Loftus, who denies her actions as a police commissioner are politically motivated, says she has and is willing to stand up to the union.
“I am frustrated when I see delays from anyone, including the POA,” she said, pointing out that she only defers to the union when it is a matter of law affecting working conditions.
But some observers question how deep the roots of reform run in Loftus.
“The commission has ultimate authority, but they aren’t using that authority in a manner that inspires confidence in their leadership,” Young said.

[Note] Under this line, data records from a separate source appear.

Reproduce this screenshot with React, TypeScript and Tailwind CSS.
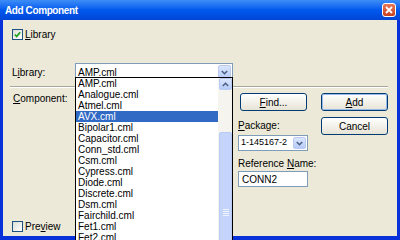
import type { ReactNode } from "react";

const LIBRARIES = [
  "AMP.cml",
  "Analogue.cml",
  "Atmel.cml",
  "AVX.cml",
  "Bipolar1.cml",
  "Capacitor.cml",
  "Conn_std.cml",
  "Csm.cml",
  "Cypress.cml",
  "Diode.cml",
  "Discrete.cml",
  "Dsm.cml",
  "Fairchild.cml",
  "Fet1.cml",
  "Fet2.cml",
];

function Chevron({ up = false }: { up?: boolean }) {
  return (
    <svg width="7" height="5" viewBox="0 0 7 5" className={up ? "rotate-180" : ""}>
      <path d="M0.8 1 L3.5 3.7 L6.2 1" fill="none" stroke="#4d6185" strokeWidth="1.6" />
    </svg>
  );
}

function DropButton() {
  return (
    <div className="flex h-full w-[13px] shrink-0 items-center justify-center rounded-[2px] border border-[#b9cbf3] bg-gradient-to-b from-[#dbe6fd] to-[#b7cbf8]">
      <Chevron />
    </div>
  );
}

function Checkbox({ checked, children }: { checked: boolean; children: ReactNode }) {
  return (
    <div className="flex items-center gap-[2px]">
      <div className="flex h-[11px] w-[11px] items-center justify-center border border-[#1c5180] bg-gradient-to-br from-[#dcdcd7] to-white">
        {checked && (
          <svg width="7" height="7" viewBox="0 0 7 7">
            <path d="M0.8 3.5 L2.7 5.4 L6.2 1.2" fill="none" stroke="#21a121" strokeWidth="1.7" />
          </svg>
        )}
      </div>
      <span>{children}</span>
    </div>
  );
}

function XpButton({ children, isDefault = false }: { children: ReactNode; isDefault?: boolean }) {
  return (
    <div className="flex h-[18px] w-[67px] items-center justify-center rounded-[3px] border border-[#003c74] bg-gradient-to-b from-white to-[#e6e3d6]">
      <div
        className={`flex h-full w-full items-center justify-center rounded-[2px] ${
          isDefault ? "border border-[#98b8ea]" : ""
        }`}
      >
        {children}
      </div>
    </div>
  );
}

export default function App() {
  return (
    <div
      className="relative flex h-[240px] w-[400px] flex-col overflow-hidden bg-[#0831d9] text-[10px] text-black"
      style={{ fontFamily: '"Liberation Sans", Arial, sans-serif' }}
    >
      {/* title bar */}
      <div className="flex h-[20px] items-center justify-between bg-gradient-to-b from-[#3d8df7] via-[#0058ee] to-[#0046d6] pl-[5px] pr-[4px]">
        <span className="text-[10px] font-bold tracking-[-0.4px] text-white">Add Component</span>
        <div className="flex h-[14px] w-[14px] items-center justify-center rounded-[3px] border border-white bg-gradient-to-b from-[#e77756] to-[#c8401e]">
          <svg width="8" height="8" viewBox="0 0 8 8">
            <path d="M1 1 L7 7 M7 1 L1 7" stroke="white" strokeWidth="1.8" />
          </svg>
        </div>
      </div>

      {/* body */}
      <div className="mx-[3px] mb-[4px] flex flex-1 flex-col bg-[#ece9d8]">
        <div className="pl-[9px] pt-[7px]">
          <Checkbox checked>
            <span className="underline">L</span>ibrary
          </Checkbox>
        </div>

        <div className="mt-[21px] flex items-center pl-[9px]">
          <span className="w-[63px]">
            L<span className="underline">i</span>brary:
          </span>
          <div className="flex h-[18px] w-[158px] items-center justify-between border border-[#7f9db9] bg-white py-[1px] pl-[2px] pr-[1px]">
            <span>AMP.cml</span>
            <DropButton />
          </div>
        </div>

        <div className="ml-[7px] mr-[9px] mt-[5px] border-b border-t border-b-white border-t-[#aca899]" />

        <div className="mt-[5px] flex flex-1 pb-[2px]">
          <div className="flex w-[72px] flex-col justify-between pl-[10px]">
            <span className="leading-[12px]">
              <span className="underline">C</span>omponent:
            </span>
            <div className="-ml-[1px]">
              <Checkbox checked={false}>
                Pre<span className="underline">v</span>iew
              </Checkbox>
            </div>
          </div>
          <div className="w-[163px]" />
          <div className="flex gap-[13px]">
            <div className="flex w-[70px] flex-col">
              <div className="ml-[2px]">
                <XpButton>
                  <span className="underline">F</span>ind...
                </XpButton>
              </div>
              <span className="mt-[9px] leading-[12px]">
                <span className="underline">P</span>ackage:
              </span>
              <div className="mt-[3px] flex h-[16px] w-[70px] items-center justify-between border border-[#7f9db9] bg-white py-[1px] pl-[2px] pr-[1px]">
                <span className="text-[9px]">1-145167-2</span>
                <DropButton />
              </div>
              <span className="mt-[7px] whitespace-nowrap leading-[12px]">
                Reference <span className="underline">N</span>ame:
              </span>
              <div className="mt-[1px] flex h-[16px] w-[70px] items-center border border-[#7f9db9] bg-white pl-[3px]">
                CONN2
              </div>
            </div>
            <div className="flex flex-col gap-[6px]">
              <XpButton isDefault>
                <span className="underline">A</span>dd
              </XpButton>
              <XpButton>Cancel</XpButton>
            </div>
          </div>
        </div>
      </div>

      {/* open dropdown list */}
      <div className="absolute left-[75px] top-[77px] flex h-[175px] w-[158px] border border-black bg-white">
        <div className="flex-1">
          {LIBRARIES.map((name) => (
            <div
              key={name}
              className={`h-[11px] pl-[2px] leading-[11px] ${
                name === "AVX.cml" ? "bg-[#316ac5] text-white" : ""
              }`}
            >
              {name}
            </div>
          ))}
        </div>
        <div className="flex w-[14px] flex-col bg-[#f5f4ef] pl-[1px]">
          <div className="flex h-[12px] items-center justify-center rounded-[2px] border border-[#b9cbf3] bg-gradient-to-b from-[#dbe6fd] to-[#b7cbf8]">
            <Chevron up />
          </div>
          <div className="h-[42px]" />
          <div className="flex flex-1 items-start justify-center rounded-[2px] border border-[#b9cbf3] bg-[#c4d4fb] pt-[76px]">
            <div className="flex w-[6px] flex-col gap-[1px]">
              <div className="h-px bg-[#eef3fe]" />
              <div className="h-px bg-[#eef3fe]" />
              <div className="h-px bg-[#eef3fe]" />
              <div className="h-px bg-[#eef3fe]" />
            </div>
          </div>
        </div>
      </div>
    </div>
  );
}
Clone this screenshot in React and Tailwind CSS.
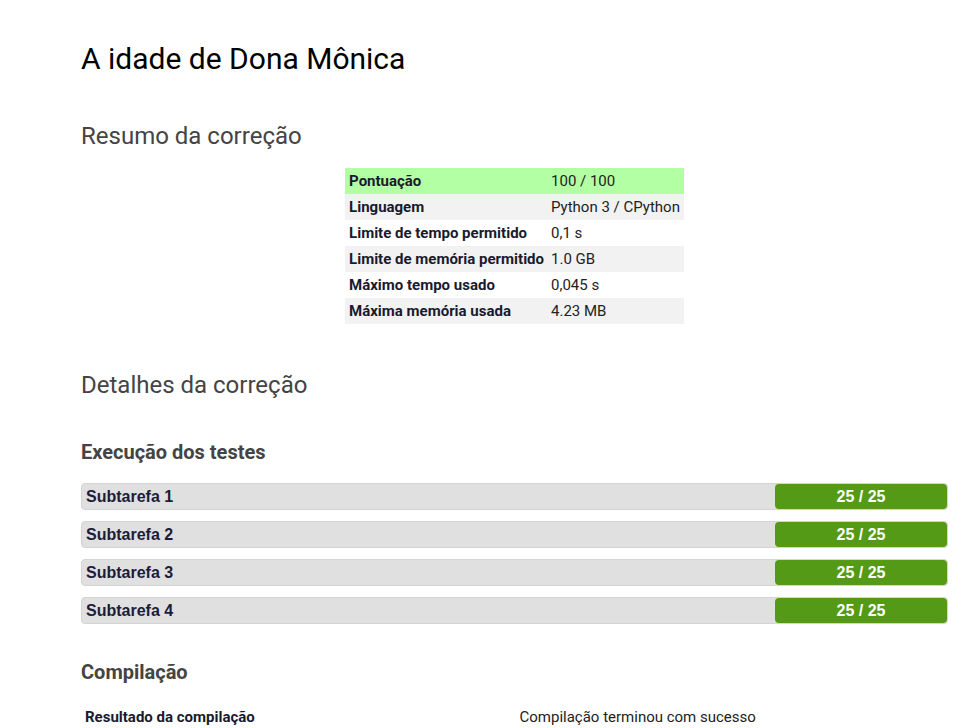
import React from 'react';

const resumo = [
  ['Pontuação', '100 / 100'],
  ['Linguagem', 'Python 3 / CPython'],
  ['Limite de tempo permitido', '0,1 s'],
  ['Limite de memória permitido', '1.0 GB'],
  ['Máximo tempo usado', '0,045 s'],
  ['Máxima memória usada', '4.23 MB'],
];

const subtarefas = [
  { name: 'Subtarefa 1', score: '25 / 25' },
  { name: 'Subtarefa 2', score: '25 / 25' },
  { name: 'Subtarefa 3', score: '25 / 25' },
  { name: 'Subtarefa 4', score: '25 / 25' },
];

export default function App() {
  return (
    <div className="min-h-[728px] bg-white font-['Roboto',sans-serif] overflow-hidden">
      <div className="ml-[81px] w-[867px] pt-[41px]">
        <h1 className="text-[30px] leading-[36px] text-black">A idade de Dona Mônica</h1>

        <h2 className="mt-[45px] text-[24px] leading-[29px] text-[#444]">Resumo da correção</h2>

        <div className="mt-[17px] flex justify-center">
          <table className="text-[15px] text-[#222]">
            <tbody>
              {resumo.map(([label, value], idx) => (
                <tr
                  key={label}
                  className={idx === 0 ? 'bg-[#b3ffa3]' : idx % 2 === 1 ? 'bg-[#f2f2f2]' : 'bg-white'}
                >
                  <td className="h-[26px] pl-[4px] pr-[4px] font-bold text-[#1a1a2e]">{label}</td>
                  <td className="h-[26px] pl-[3px] pr-[4px]">{value}</td>
                </tr>
              ))}
            </tbody>
          </table>
        </div>

        <h2 className="mt-[47px] text-[24px] leading-[29px] text-[#444]">Detalhes da correção</h2>

        <h3 className="mt-[40px] text-[20px] leading-[24px] font-bold text-[#444]">Execução dos testes</h3>

        <div className="mt-[19px] flex flex-col gap-[11px]">
          {subtarefas.map((s) => (
            <div
              key={s.name}
              className="flex items-center h-[27px] rounded-[4px] bg-[#e0e0e0] border border-[#d4d4d4]"
            >
              <span className="flex-1 pl-[4px] pt-[1px] font-['Liberation_Sans',Arial,sans-serif] font-bold text-[16px] text-[#1c1c3a]">
                {s.name}
              </span>
              <span className="w-[172px] h-[25px] rounded-[4px] bg-[#559a16] flex items-center justify-center font-['Liberation_Sans',Arial,sans-serif] font-bold text-[16px] text-white">
                {s.score}
              </span>
            </div>
          ))}
        </div>

        <h3 className="mt-[36px] text-[20px] leading-[24px] font-bold text-[#444]">Compilação</h3>

        <table className="mt-[18px] w-full text-[15px] text-[#222]">
          <tbody>
            <tr>
              <td className="w-1/2 pl-[4px] py-[4px] font-bold text-[#1a1a2e]">Resultado da compilação</td>
              <td className="w-1/2 pl-[5px] py-[4px]">Compilação terminou com sucesso</td>
            </tr>
          </tbody>
        </table>
      </div>
    </div>
  );
}
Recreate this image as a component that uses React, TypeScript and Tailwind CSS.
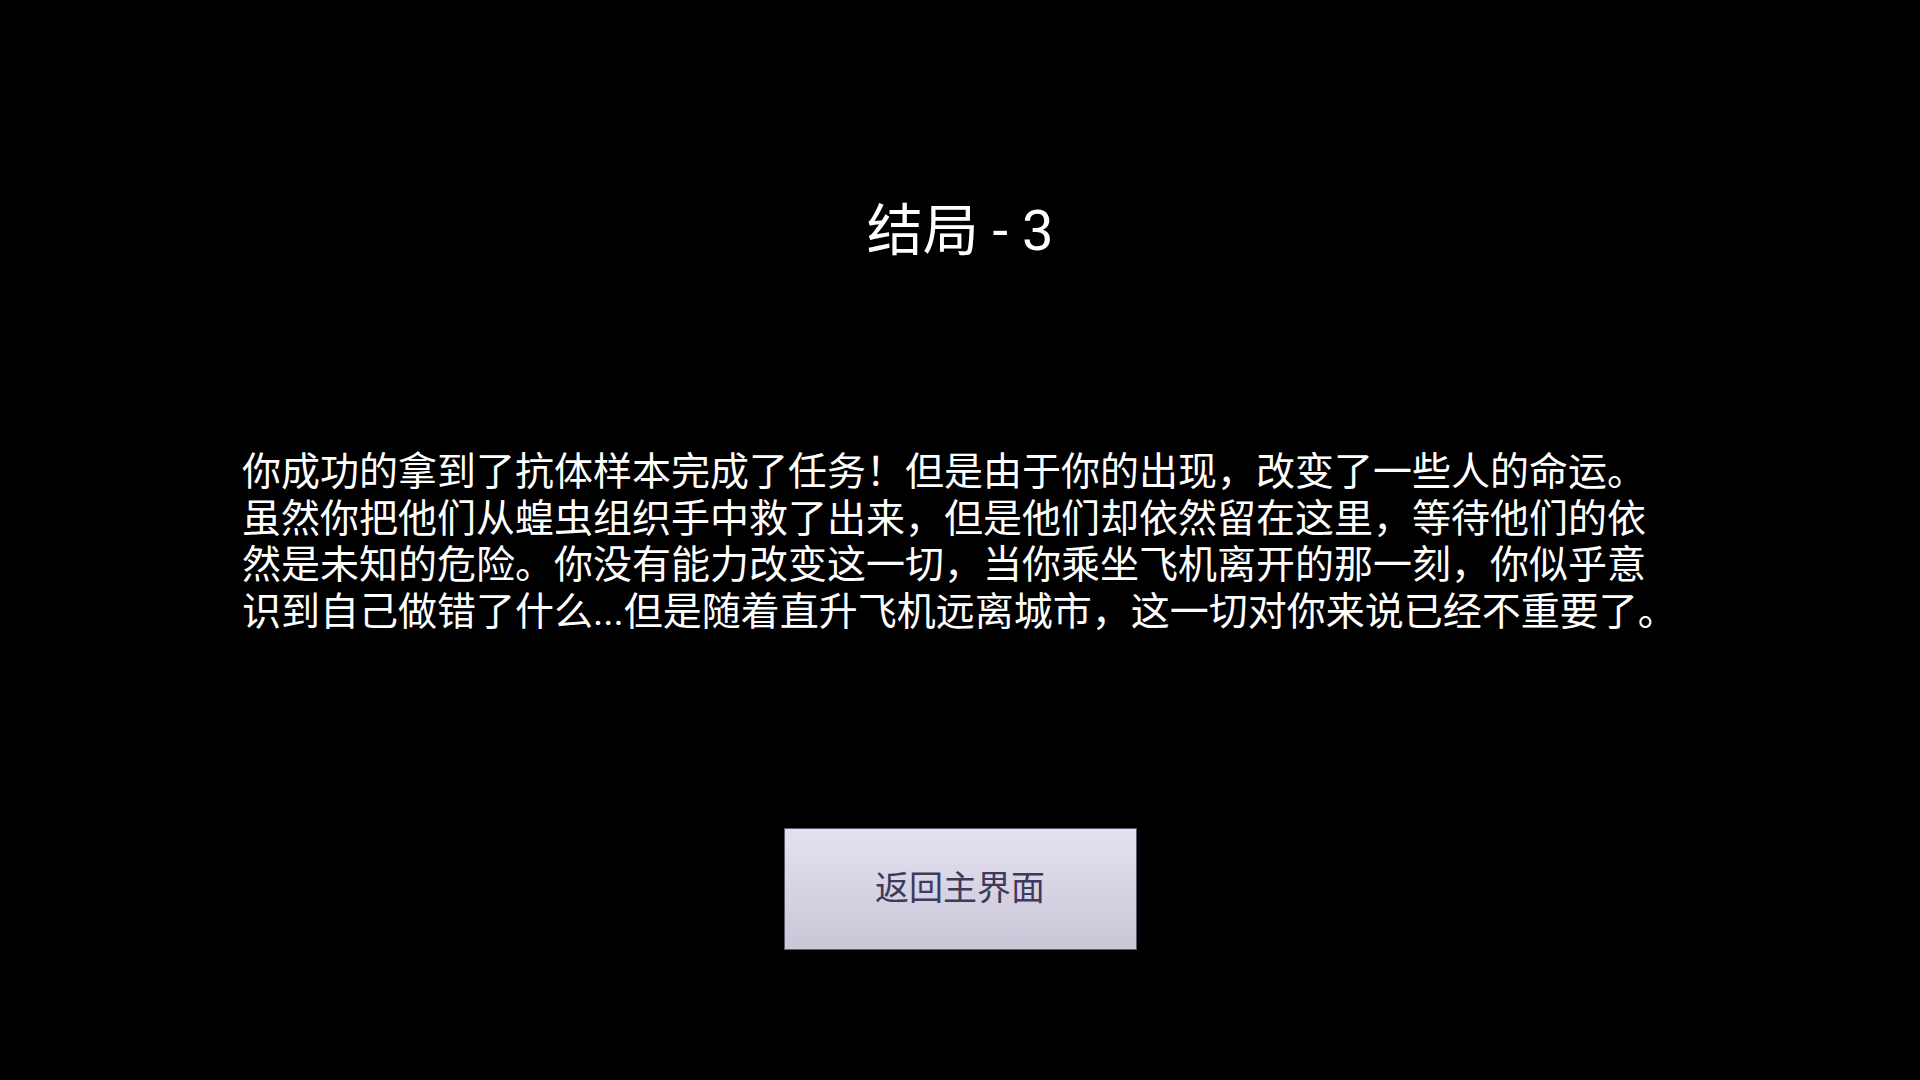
const lines = [
  '你成功的拿到了抗体样本完成了任务！但是由于你的出现，改变了一些人的命运。',
  '虽然你把他们从蝗虫组织手中救了出来，但是他们却依然留在这里，等待他们的依',
  '然是未知的危险。你没有能力改变这一切，当你乘坐飞机离开的那一刻，你似乎意',
  '识到自己做错了什么...但是随着直升飞机远离城市，这一切对你来说已经不重要了。',
];

export default function App() {
  return (
    <main
      className="w-[1920px] h-[1080px] bg-black flex flex-col items-center overflow-hidden"
      style={{ fontFamily: 'Roboto, "Noto Sans CJK SC", "Noto Sans", sans-serif' }}
    >
      {/* Title */}
      <h1 className="mt-[197px] text-[56px] leading-[68px] text-white">结局 - 3</h1>

      {/* Ending text */}
      <div className="mt-[184px] self-start pl-[242px] text-[39px] leading-[46.7px] text-white">
        {lines.map((line) => (
          <p key={line} className="whitespace-nowrap">
            {line}
          </p>
        ))}
      </div>

      {/* Back button */}
      <button
        type="button"
        className="mt-[192px] w-[353px] h-[122px] border border-[#5c5a6c] bg-gradient-to-b from-[#e4e2f0] to-[#c9c6d7] text-[34px] text-[#3d3a5e] flex items-center justify-center"
      >
        返回主界面
      </button>
    </main>
  );
}
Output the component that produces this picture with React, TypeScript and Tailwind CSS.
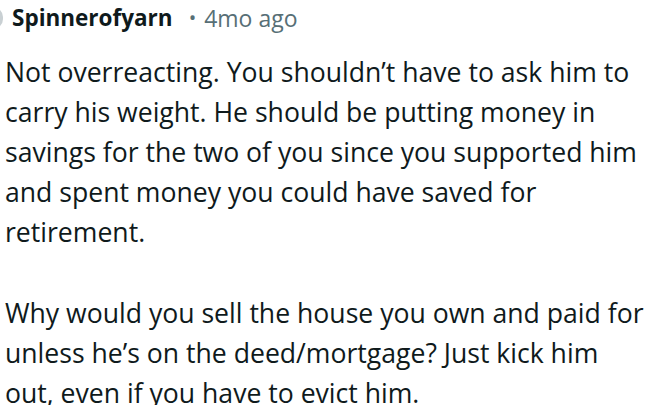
export default function App() {
  const para1 = [
    'Not overreacting. You shouldn\u2019t have to ask him to',
    'carry his weight. He should be putting money in',
    'savings for the two of you since you supported him',
    'and spent money you could have saved for',
    'retirement.',
  ]
  const para2 = [
    'Why would you sell the house you own and paid for',
    'unless he\u2019s on the deed/mortgage? Just kick him',
    'out, even if you have to evict him.',
  ]

  return (
    <div
      className="h-[405px] w-[655px] overflow-hidden bg-white text-[#0f1a1c]"
      style={{ fontFamily: '"Open Sans", "Noto Sans", sans-serif' }}
    >
      <div className="flex h-[36px] items-center">
        <div className="-ml-[17px] h-[22px] w-[20px] rounded-full bg-[#c9d0d3]" />
        <span className="ml-[9px] text-[22.5px] font-bold">Spinnerofyarn</span>
        <span className="ml-[16px] text-[20px] text-[#576f76]">•</span>
        <span className="ml-[8px] text-[23px] text-[#576f76]">4mo ago</span>
      </div>
      <div className="mt-[16px] pl-[5px] text-[26.6px] leading-[40px]">
        {para1.map((line) => (
          <div key={line} className="whitespace-nowrap">
            {line}
          </div>
        ))}
        <div className="mt-[41px]">
          {para2.map((line) => (
            <div key={line} className="whitespace-nowrap">
              {line}
            </div>
          ))}
        </div>
      </div>
    </div>
  )
}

When it came to the body camera policy earlier this year, the central issue over the policy was over whether officers would be allowed to review footage after critical incidents. The commission voted to give the chief the power to choose, but after months of meet and confer with the union, city labor negotiators came to a different agreement: Officers will be required to make a brief statement before being allowed to view footage.
When the policy came back to the commission, Loftus pushed it through.
That behind-closed-doors decision angered civil liberties groups and other commissioners, who felt the union was meddling in affairs beyond its right.
“While the commission has attempted to engage a variety of stakeholders, the POA continues to have power in the policymaking process that is disproportionate to that of other stakeholders,” noted the Blue Ribbon Panel report.
But former police union President Gary Delagnes recently wrote in the San Francisco Police Officers Association Journal that this vision of the union is wrong.
“The reality for every San Francisco police officer is that you have become a political football for nearly every San Francisco politician, police commissioner, and self-promoting politico in this city,” Delagnes wrote. “The POA is vilified as obstructionists because we don’t acquiesce to these clowns’ every whim.”
No one knows what it will take to end the problems plaguing the Police Department — and Loftus admits as much. At her confirmation hearing in April before the Board of Supervisors’ Rules Committee, she admitted that even she can’t predict if her approach will truly change the force.
“Nothing changes on a dime,” she said from a podium with a group of supporters behind her. Loftus said The City will only know if it has sufficiently changed the force “if in 10 years, we look back and see fewer [of] such fatal incidents.”
Political reform has winners and losers. It remains to be seen which side Loftus and her allies will be on.